On the same day, and at nearly the same hour in which the fatal bullet pierced the breast of Desaix, an assassin in Egypt plunged a dagger into the bosom of Kleber. The spirits of these illustrious men, these blood-stained warriors, thus unexpectedly met in the spirit-land. There they wander now. How impenetrable the vail which shuts their destiny from our view. The soul longs for clearer vision of that far-distant world, people by the innumerable host of the mighty dead. There Napoleon now dwells. Does he retain his intellectual supremacy? Do his generals gather around him with love and homage! Has his pensive spirit sunk down into gloom and despair, or has it soared into cloudless regions of purity and peace! The mystery of death' Death alone can solve it. Christianity, with its lofty revealings, sheds but dim twilight upon the world off departed spirits. At St. Helena Napoleon said, "Of all the general I ever had under my command Desaix and Kleber possessed the greatest talent. In particular Desaix, as Kleber loved glory only as the means of acquiring wealth and pleasure. Desaix loved glory for itself, and despised every other consideration. To him riches and pleasure were of no value, nor did he ever give them a moment's thought.
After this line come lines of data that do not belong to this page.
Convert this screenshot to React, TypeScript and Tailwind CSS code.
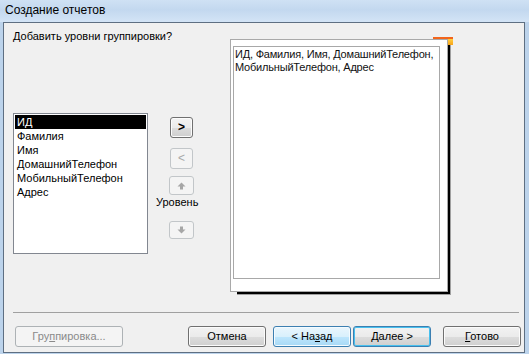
import React from "react";

const font = { fontFamily: '"Liberation Sans", Arial, sans-serif' };

const fields = ["ИД", "Фамилия", "Имя", "ДомашнийТелефон", "МобильныйТелефон", "Адрес"];

const Arrow = ({ down }: { down?: boolean }) => (
  <svg width="9" height="8" viewBox="0 0 9 8" className={down ? "rotate-180" : ""}>
    <path d="M4.5 0.5 L8.5 4.5 L6 4.5 L6 7.5 L3 7.5 L3 4.5 L0.5 4.5 Z" fill="#a6a6a6" />
  </svg>
);

const SmallButton = ({
  children,
  disabled,
  className,
}: {
  children: React.ReactNode;
  disabled?: boolean;
  className?: string;
}) => (
  <div
    className={`flex items-center justify-center rounded-[3px] border ${
      disabled
        ? "border-[#c2c6c9] bg-[#f4f4f4] text-[#a8a8a8]"
        : "border-[#707070] bg-[linear-gradient(#f3f3f3_0%,#ebebeb_50%,#dddddd_50%,#cfcfcf_100%)] text-black shadow-[inset_0_0_0_1px_#fcfcfc]"
    } ${className ?? ""}`}
  >
    {children}
  </div>
);

type Variant = "normal" | "disabled" | "hover" | "default";

const WizardButton = ({
  variant,
  className,
  children,
}: {
  variant: Variant;
  className?: string;
  children: React.ReactNode;
}) => {
  const styles: Record<Variant, string> = {
    normal:
      "border-[#707070] bg-[linear-gradient(#f2f2f2_0%,#ebebeb_50%,#dddddd_50%,#cfcfcf_100%)] shadow-[inset_0_0_0_1px_#fbfbfb] text-black",
    disabled: "border-[#adb2b5] bg-[#f4f4f4] text-[#8a8a8a]",
    hover:
      "border-[#3c7fb1] bg-[linear-gradient(#eaf6fd_0%,#d9f0fc_50%,#bee6fd_50%,#a7d9f5_100%)] shadow-[inset_0_0_0_1px_#f4fbff] text-black",
    default:
      "border-[#3c7fb1] bg-[linear-gradient(#f2f2f2_0%,#ebebeb_50%,#dddddd_50%,#cfcfcf_100%)] shadow-[inset_0_0_0_1px_#48c0ee] text-black",
  };
  return (
    <div
      className={`flex h-[21px] items-center justify-center rounded-[3px] border text-[11px] leading-[13px] ${styles[variant]} ${className ?? ""}`}
    >
      {children}
    </div>
  );
};

export default function App() {
  return (
    <div className="flex h-[354px] w-[529px] flex-col overflow-hidden bg-[#bcd3eb]" style={font}>
      {/* Title bar */}
      <div className="h-[22px] shrink-0 bg-[linear-gradient(180deg,#cfe1f4_0%,#c3d8ef_45%,#d3e4f6_100%)] pl-[5px] pt-[3px] text-[12px] leading-[14px] text-black">
        Создание отчетов
      </div>

      {/* Dialog body */}
      <div className="ml-[3px] flex h-[331px] w-[522px] flex-col border border-[#5e6f82] bg-[#f0f0f0] text-[11px] leading-[13px] text-black">
        <div className="flex h-[289px] shrink-0">
          {/* Left: question + field list + buttons */}
          <div className="w-[226px] shrink-0 pl-[9px]">
            <div className="mt-[7px] h-[13px] whitespace-nowrap">Добавить уровни группировки?</div>
            <div className="mt-[70px] flex">
              <div className="h-[141px] w-[135px] shrink-0 border border-[#828790] bg-white p-px">
                {fields.map((f, i) => (
                  <div
                    key={f}
                    className={`h-[14px] pl-[2px] leading-[14px] ${i === 0 ? "bg-black text-white" : ""}`}
                  >
                    {f}
                  </div>
                ))}
              </div>
              <div className="ml-[8px] flex w-[42px] shrink-0 flex-col">
                <SmallButton className="ml-[14px] mt-[4px] h-[21px] w-[23px] text-[12px] font-bold">&gt;</SmallButton>
                <SmallButton disabled className="ml-[14px] mt-[10px] h-[21px] w-[23px] text-[12px]">
                  &lt;
                </SmallButton>
                <SmallButton disabled className="ml-[13px] mt-[7px] h-[19px] w-[25px]">
                  <Arrow />
                </SmallButton>
                <div className="mt-[1px] h-[13px] whitespace-nowrap">Уровень</div>
                <SmallButton disabled className="ml-[13px] mt-[12px] h-[18px] w-[25px]">
                  <Arrow down />
                </SmallButton>
              </div>
            </div>
          </div>

          {/* Right: report preview */}
          <div className="relative mt-[16px] h-[253px] w-[218px] shrink-0">
            <div className="absolute left-[7px] top-[6px] h-[250px] w-[214px] border-b border-r border-[#a0a0a0] bg-black" />
            <div className="absolute -top-[2px] right-[-5px] h-[2px] w-[20px] bg-[#f2651c]" />
            <div className="absolute right-[-5px] top-0 h-[6px] w-[5px] bg-[linear-gradient(#ffd040,#f7a21a)]" />
            <div className="relative h-[253px] w-[218px] border border-[#a9a9a9] bg-white pl-[2px] pt-[6px]">
              <div className="h-[233px] w-[207px] overflow-hidden whitespace-nowrap border border-[#a8a8a8] pl-px pt-px tracking-[-0.2px] text-[#111]">
                ИД, Фамилия, Имя, ДомашнийТелефон,
                <br />
                МобильныйТелефон, Адрес
              </div>
            </div>
          </div>
        </div>

        {/* Separator */}
        <div className="ml-[9px] h-px w-[506px] bg-[#a0a0a0]" />

        {/* Bottom buttons */}
        <div className="mt-[13px] flex">
          <WizardButton variant="disabled" className="ml-[11px] w-[108px]">
            <span>
              Гру<span className="underline">п</span>пировка...
            </span>
          </WizardButton>
          <WizardButton variant="normal" className="ml-[65px] w-[78px]">
            Отмена
          </WizardButton>
          <WizardButton variant="hover" className="ml-[7px] w-[78px]">
            <span>
              &lt; На<span className="underline">з</span>ад
            </span>
          </WizardButton>
          <WizardButton variant="default" className="ml-[2px] w-[78px]">
            <span>
              <span className="underline">Д</span>алее &gt;
            </span>
          </WizardButton>
          <WizardButton variant="normal" className="ml-[12px] w-[78px]">
            <span>
              <span className="underline">Г</span>отово
            </span>
          </WizardButton>
        </div>
      </div>
    </div>
  );
}
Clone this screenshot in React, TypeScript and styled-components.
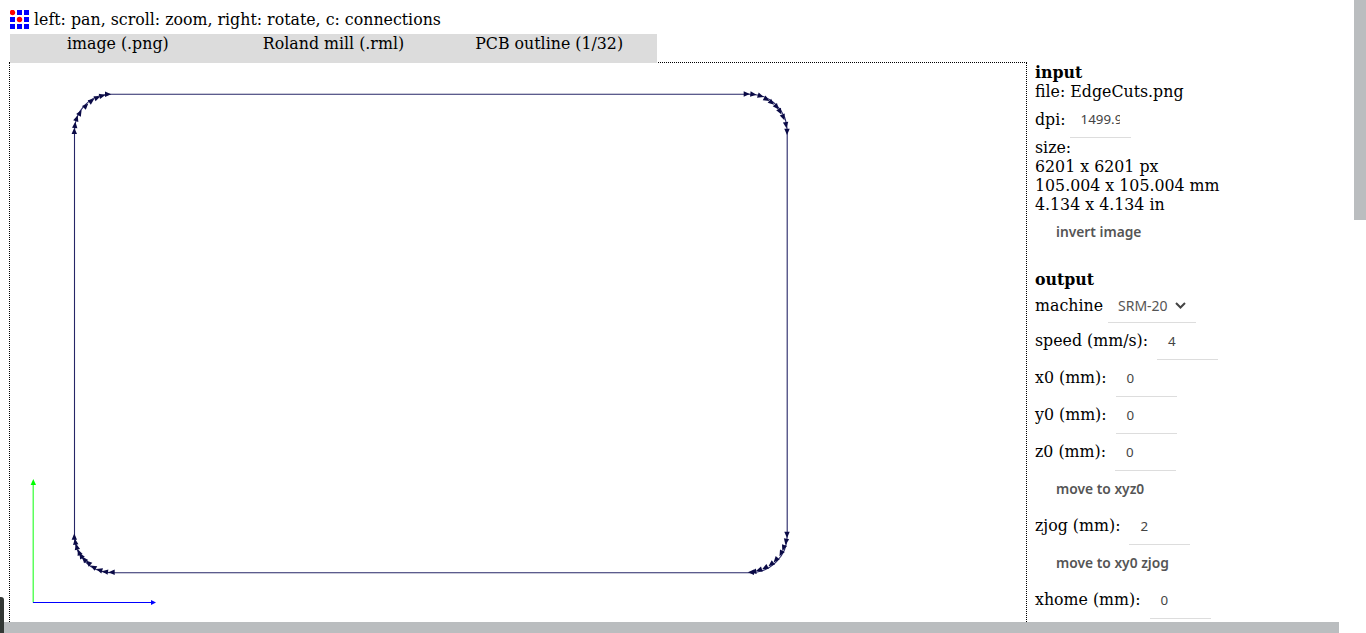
import React from 'react';
import styled, { createGlobalStyle } from 'styled-components';

const GlobalStyle = createGlobalStyle`
  html, body {
    margin: 0;
    height: 633px;
    overflow: hidden;
    background: #fff;
    font-family: "DejaVu Serif", serif;
    font-size: 15.8px;
    line-height: 18.7px;
    color: #000;
  }
`;

const Page = styled.div`
  width: 1366px;
  height: 633px;
  padding: 10px 0 0 10px;
  box-sizing: border-box;
  overflow: hidden;
`;

const Hint = styled.div`
  display: flex;
  align-items: flex-start;
  gap: 5px;
  height: 19px;
  margin-bottom: 5px;
`;

const HintText = styled.span`
  padding-top: 0.5px;
`;

const Tabs = styled.div`
  position: relative;
  display: grid;
  grid-template-columns: repeat(3, 215.67px);
  width: 647px;
  height: 29px;
  background: #dcdcdc;
`;

const Tab = styled.div`
  padding-top: 0.5px;
  text-align: center;
`;

const Workspace = styled.div`
  display: flex;
  align-items: flex-start;
`;

const Stage = styled.div`
  width: 1016px;
  height: 570px;
  flex: none;
  border-left: 1px dotted #000;
  border-right: 1px dotted #000;
  margin-top: -1px;
  margin-left: -1px;
  background-image: linear-gradient(to right, #000 50%, transparent 50%);
  background-size: 2px 1px;
  background-repeat: repeat-x;
`;

const Drawing = styled.svg`
  display: block;
`;

const Side = styled.div`
  margin-left: 8px;
  padding-top: 1px;
  width: 310px;
  flex: none;
`;

const Group = styled.div`
  margin-bottom: 20px;
`;

const Heading = styled.div`
  font-weight: bold;
`;

const Line = styled.div``;

const Field = styled.div`
  display: flex;
  align-items: center;
  height: 37px;
`;

const DpiField = styled(Field)`
  margin-bottom: 1px;
`;

const MachineField = styled(Field)`
  height: 33px;
`;

const Value = styled.div`
  width: 61px;
  height: 100%;
  margin-left: 9px;
  box-sizing: border-box;
  border-bottom: 1px solid #ddd;
  padding: 0 0 0 11px;
  display: flex;
  align-items: center;
  overflow: hidden;
  font-family: "Noto Sans", sans-serif;
  font-size: 13.33px;
  color: #444;
`;

const DpiValue = styled(Value)`
  margin-left: 4px;
`;

const Clip = styled.span`
  display: block;
  width: 39px;
  overflow: hidden;
  white-space: nowrap;
`;

const Picker = styled(Value)`
  width: 88px;
  margin-left: 5px;
  gap: 7px;
  padding-left: 10px;
  font-size: 14px;
  color: #555;
`;

const Action = styled.div`
  height: 37px;
  padding-left: 21px;
  display: flex;
  align-items: center;
  font-family: "Noto Sans", sans-serif;
  font-size: 13.8px;
  font-weight: 600;
  color: #555;
`;

const Bar = styled.div`
  position: fixed;
  background: #babdbf;
`;

const VerticalBar = styled(Bar)`
  top: 0;
  right: 0;
  width: 12px;
  height: 220px;
`;

const HorizontalBar = styled(Bar)`
  left: 4px;
  bottom: 0;
  width: 1335px;
  height: 11px;
`;

const Corner = styled.div`
  position: fixed;
  left: 0;
  bottom: 0;
  width: 4px;
  height: 36px;
  background: #333835;
  border-radius: 0 3px 0 0;
`;

type Arrow = [number, number, number];

const arrows: Arrow[] = [
  [74.3, 131, -90], [75, 125, -84], [76.7, 118.3, -72], [80, 112.7, -60], [86, 105.7, -45],
  [91.7, 100.7, -35], [97.3, 97.7, -22], [102.3, 95.7, -14], [108, 94.3, 0],
  [746.7, 94, 0], [753.3, 94.3, 6], [760.7, 96, 18], [766.7, 99.3, 30], [771.7, 102.7, 40],
  [776.7, 107, 52], [780, 111.7, 62], [783.3, 117.3, 70], [786, 125, 82], [787, 131.7, 90],
  [787, 534.7, 90], [786, 541.7, 100], [783.5, 548, 110], [781, 553.3, 118], [775.7, 560, 132],
  [771, 564.3, 142], [765, 567.7, 152], [759, 570, 162], [753.3, 571.7, 172], [751, 572.3, 180],
  [111.7, 572.3, 180], [105, 571.7, 188], [99.3, 570, 198], [93.3, 567, 210], [88.3, 562.7, 222],
  [84.3, 559.3, 232], [81, 555.5, 240], [79, 552.3, 248], [76.7, 546.7, 256], [75.3, 541.7, 262],
  [74.3, 536.7, 270],
];

const Logo = () => (
  <svg width="19" height="19" viewBox="0 0 19 19">
    {[0, 7, 14].map((y) =>
      [0, 7, 14].map((x) =>
        (x === 0 && y === 0) || (x === 7 && y === 7) ? (
          <circle key={`${x}-${y}`} cx={x + 2.5} cy={y + 2.5} r="2.7" fill="#f00" />
        ) : (
          <rect key={`${x}-${y}`} x={x} y={y} width="5" height="5" fill="#00f" />
        ),
      ),
    )}
  </svg>
);

const Chevron = () => (
  <svg width="11" height="7" viewBox="0 0 11 7">
    <path d="M1 1l4.5 4.5L10 1" fill="none" stroke="#444" strokeWidth="2" />
  </svg>
);

const Board = () => (
  <Drawing width="1016" height="570" viewBox="10 62 1016 570">
    <path
      d="M74.5 131A35 37 0 0 1 108 94.2H750A37 37 0 0 1 787.2 131V535A37 37 0 0 1 750 572.7H111A37 37 0 0 1 74.5 536Z"
      fill="none"
      stroke="#00004e"
      strokeOpacity="0.85"
      strokeWidth="1.1"
    />
    {arrows.map(([x, y, a], i) => (
      <polygon key={i} points="-3,-2.7 3.2,0 -3,2.7" fill="#0a0a46" transform={`translate(${x} ${y}) rotate(${a})`} />
    ))}
    <path d="M33.2 602.5V482" stroke="#00ff00" strokeWidth="1.2" strokeOpacity="0.8" fill="none" />
    <polygon points="33.3,479 36,485 30.6,485" fill="#00ff00" />
    <path d="M33 602.5H152" stroke="#0000ff" fill="none" />
    <polygon points="156,602.5 151,600 151,605" fill="#0000ff" />
  </Drawing>
);

export default function App() {
  return (
    <Page>
      <GlobalStyle />
      <Hint>
        <Logo />
        <HintText>left: pan, scroll: zoom, right: rotate, c: connections</HintText>
      </Hint>
      <Tabs>
        <Tab>image (.png)</Tab>
        <Tab>Roland mill (.rml)</Tab>
        <Tab>PCB outline (1/32)</Tab>
      </Tabs>
      <Workspace>
        <Stage>
          <Board />
        </Stage>
        <Side>
          <Group>
            <Heading>input</Heading>
            <Line>file: EdgeCuts.png</Line>
            <DpiField>
              dpi:
              <DpiValue>
                <Clip>1499.9</Clip>
              </DpiValue>
            </DpiField>
            <Line>size:</Line>
            <Line>6201 x 6201 px</Line>
            <Line>105.004 x 105.004 mm</Line>
            <Line>4.134 x 4.134 in</Line>
            <Action>invert image</Action>
          </Group>
          <Group>
            <Heading>output</Heading>
            <MachineField>
              machine
              <Picker>
                SRM-20 <Chevron />
              </Picker>
            </MachineField>
            <Field>
              speed (mm/s):
              <Value>4</Value>
            </Field>
            <Field>
              x0 (mm):
              <Value>0</Value>
            </Field>
            <Field>
              y0 (mm):
              <Value>0</Value>
            </Field>
            <Field>
              z0 (mm):
              <Value>0</Value>
            </Field>
            <Action>move to xyz0</Action>
            <Field>
              zjog (mm):
              <Value>2</Value>
            </Field>
            <Action>move to xy0 zjog</Action>
            <Field>
              xhome (mm):
              <Value>0</Value>
            </Field>
          </Group>
        </Side>
      </Workspace>
      <VerticalBar />
      <HorizontalBar />
      <Corner />
    </Page>
  );
}
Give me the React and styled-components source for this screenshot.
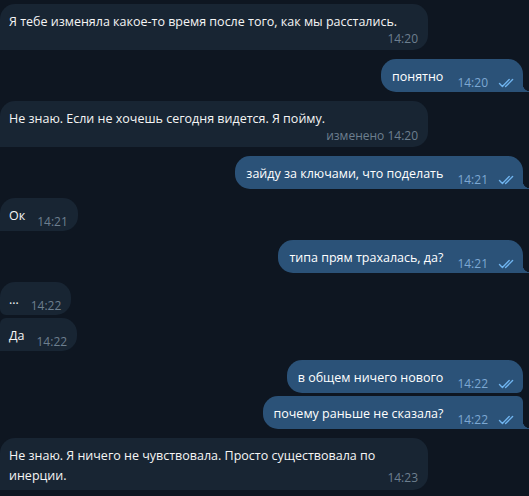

He was a little black-looking man, about an inch shorter than myself, always badly dressed, sometimes even ragged, and despising alike comfort and convenience. Enveloped in a cloak, Desaix would throw himself under a gun and sleep as contentedly as if reposing in a palace. Luxury had for him no charms. Frank and honest in all his proceedings, he was denominated by the Arabs Sultan the Just. Nature intended him to figure as a consummate general. Kleber and Desaix were irreparable losses to France."